Stefan Platteau choisit cette fois la voie du conte à l’occasion de ce prélude. Récit prenant, Dévoreur s’avale en quelques heures, mais pas trop goulûment tout de même puisqu’il recèle quelques subtilités franchement agréables. L’auteur tente de marier deux aspects : celui de son univers aux accents mythologiques hindous et celui des contes traditionnels connus de tous. Dévoreur s’avère en réalité une relecture et une réappropriation du mythe populaire de l’ogre, revu et corrigé par la lumières des Astres. En partant de quelque chose de très classique, Stefan Platteau arrive petit à petit à se démarquer, notamment grâce à son style qui semble avoir encore gagné en maturité ainsi qu’à l’agilité de sa plume pour capturer des portraits humains attachants. Loin de vouloir accoucher d’un texte manichéen, l’écrivain s’échine à montrer l’homme brisé derrière le monstre et les limites dangereuses où le bien sombre dans l’abîme du mal.

Ainsi, plus que l’histoire d’Aube ou même de Peyr Romo, c’est bien la tragique destinée de Vidal que cherche à illustrer Dévoreur. De loin le personnage le plus intéressant de cette novella, Vidal incarne à la fois la monstruosité et la candeur déchue. Si l’on pouvait craindre le classicisme d’un énième conte, Stefan Platteau évite l’écueil en deux temps. Il prend d’abord bien soin d’insérer la figure de l’ogre dans son univers aux accents indiens où l’on assiste à des offices de singes devant le temple du village et où les Dieux adoptent des allures pour le moins flamboyantes. L’ogre ici devient un outil des Astres, quasiment une porte d’entrée pour les esprits néfastes. Puis, il creuse la légende, revient aux fondamentaux et illustre avec brio une des caractéristiques les plus étonnantes du mythe de l’ogre : sa propension à représenter le Père. Lorsque le lecteur fouille un peu en profondeur, il s’aperçoit que Vidal n’est pas père par hasard, que le regard des enfants de Peyr Romo a la fin du récit sur leur géniteur n’a rien d’anodin. Derrière l’apparence inoffensive du conte se cache quelques noirceurs terribles pour qui sait lire entre les lignes, quelques peurs enfantines enfouies profondément.
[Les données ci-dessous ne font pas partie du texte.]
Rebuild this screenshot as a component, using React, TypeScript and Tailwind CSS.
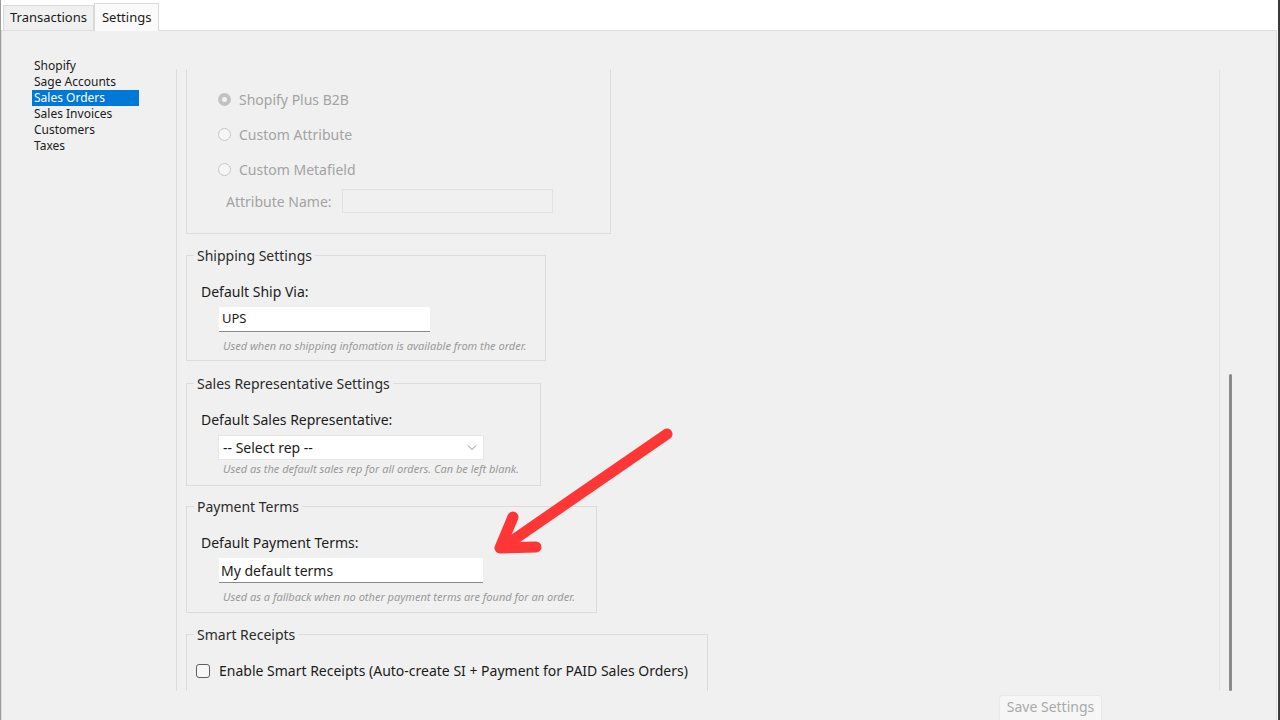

Car il faut aussi le préciser, Dévoreur reprend un des aspects de Manesh, c’est-à-dire sa dimension horrifique. La novella se permet non seulement de raconter des événements terrifiants mais elle offre également des visions évocatrices où le sens pictural de Stefan Platteau fait parfois des merveilles. On pense notamment à la description de ce Château de Sel isolé où chaque pièce devient source d’angoisse, où aux nombreuses apparitions surnaturelles qui hantent le lieu maudit. Plus qu’une simple histoire fantastique, Dévoreur est conçu pour filer quelques frissons à ses lecteurs. Une chose qui marche finalement remarquablement bien. Finissons par dire quelques mots sur la place occupée par Dévoreur par rapport à Manesh et par préciser que l’ouvrage peut se concevoir comme une excellente introduction à l’univers du Sentier des Astres ou, au contraire, comme une précision bienvenue pour le connaisseur au sujet du Panthéon propre au monde créé par Stefan Platteau.
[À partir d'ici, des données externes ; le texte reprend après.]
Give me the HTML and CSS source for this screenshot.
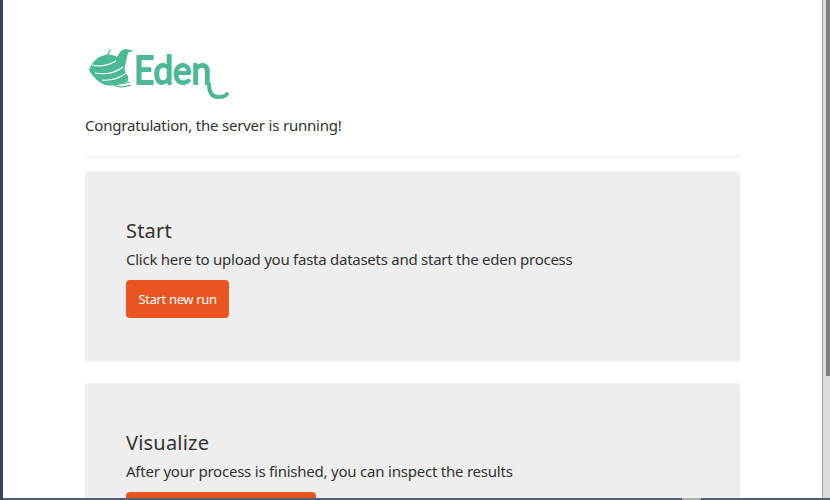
FILE: index.html
```html
<!DOCTYPE html>
<html lang="en">
<head>
<meta charset="utf-8">
<title>Eden</title>
<link rel="stylesheet" href="styles.css">
</head>
<body>
<div class="window">
  <div class="viewport">
    <main class="page">
      <svg class="logo" width="145" height="56" viewBox="0 0 145 56" aria-label="Eden logo">
        <path class="logo-body" d="M4 23 C7 15 12 10 20 8 C25 7 29 8 32 10 C34 6 36 3 40 2 C43 2 45 3 49 4 L44 5 C42 7 42 11 41 15 C40 19 39 22 40 24 C43 28 44 31 43 34 C36 39 27 39 20 38 C13 35 7 29 4 23 Z"/>
        <path class="logo-cut" d="M7 18 C15 20 24 18 31 14 M10 26 C20 28 30 26 38 20 M17 33 C26 34 35 31 43 25"/>
        <path class="logo-thin" d="M23 9 C23 6 24 4 26 3 M29 38 C34 41 40 40 46 38 M33 36 C38 37 42 36 45 35"/>
        <text class="logo-word" x="49" y="37" textLength="77" lengthAdjust="spacingAndGlyphs">Eden</text>
        <path class="logo-tail" d="M124 37 C124 46 127 50 133 50 C137 50 140 50 142 47"/>
      </svg>
      <p class="lead">Congratulation, the server is running!</p>
      <hr class="rule">
      <section class="card">
        <h2>Start</h2>
        <p>Click here to upload you fasta datasets and start the eden process</p>
        <a class="btn">Start new run</a>
      </section>
      <section class="card">
        <h2>Visualize</h2>
        <p class="tight">After your process is finished, you can inspect the results</p>
        <a class="btn btn-wide"></a>
      </section>
    </main>
    <div class="scrollbar"><div class="thumb"></div></div>
  </div>
  <div class="desktop-edge"><div class="edge-segment"></div></div>
</div>
</body>
</html>
```
FILE: styles.css
```css
html, body { margin: 0; height: 100%; overflow: hidden; }
.window {
  height: 500px;
  box-sizing: border-box;
  border-left: 3px solid #3b4456;
  background: #fff;
  font-family: "Noto Sans", "Open Sans", sans-serif;
  color: #333;
  overflow: hidden;
  display: flex;
  flex-direction: column;
}
.viewport { display: flex; flex: 1; min-height: 0; overflow: hidden; }
.page { width: 819px; flex: none; padding: 47px 0 0 82px; box-sizing: border-box; }
.page > * { width: 655px; }
.logo { display: block; width: 145px; height: 56px; margin-bottom: 12px; }
.logo-body { fill: #4cb897; }
.logo-cut { fill: none; stroke: #fff; stroke-width: 1.1; }
.logo-thin { fill: none; stroke: #4cb897; stroke-width: 1.3; }
.logo-word { font-family: "Lato", sans-serif; font-size: 38px; fill: #4cb897; stroke: #4cb897; stroke-width: 1.8; stroke-linejoin: round; }
.logo-tail { fill: none; stroke: #4cb897; stroke-width: 4; stroke-linecap: round; }
.lead { margin: 0; font-size: 15px; line-height: 20px; letter-spacing: -.2px; }
.rule { border: 0; border-top: 1px solid #eee; margin: 21px 0 14px; }
.card { background: #eee; border-radius: 4px; padding: 47px 41px 44px; box-sizing: border-box; height: 191px; margin-bottom: 21px; }
.card h2 { margin: 0 0 5px; font-size: 20px; line-height: 26px; font-weight: 400; letter-spacing: .2px; }
.card p { margin: 0 0 11px; font-size: 15px; line-height: 20px; letter-spacing: -.26px; }
.card p.tight { letter-spacing: -.22px; }
.btn { display: inline-block; height: 38px; line-height: 38px; padding: 0 12.5px; background: #e95420; color: #fff; border-radius: 4px; font-size: 13px; letter-spacing: -.35px; }
.btn-wide { width: 165px; vertical-align: top; }
.scrollbar { width: 8px; flex: none; background: #dcdcdc; border-left: 1px solid #a8a8a8; box-sizing: border-box; padding-left: 3px; }
.thumb { height: 376px; background: #7e7e7e; }
.desktop-edge { height: 2px; flex: none; background: #4f5d75; }
.edge-segment { width: 19px; height: 2px; margin-left: 679px; background: #a9adb2; }
```
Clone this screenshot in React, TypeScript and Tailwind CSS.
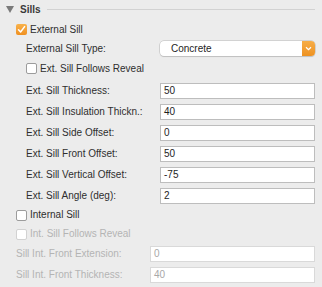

Malgré un prix certainement trop élevé, Dévoreur se révèle un conte passionnant et passionné. Réappropriation intelligente d’une figure mythologique archi-connue, le tout baigné d’une atmosphère horrifique délicieuse, le dernier rejeton de Stefan Platteau a de quoi ouvrir l’appétit à tous les lecteurs avides de découvrir son univers fantasy.

Note : 7.5/10

N.B : Il est rare que l’occasion se présente, mais la dédicace en fin d’ouvrage est également à saluer. Drôle, inspirée, tendre, émouvante et simplement très belle, elle mérite elle aussi le coup d’œil.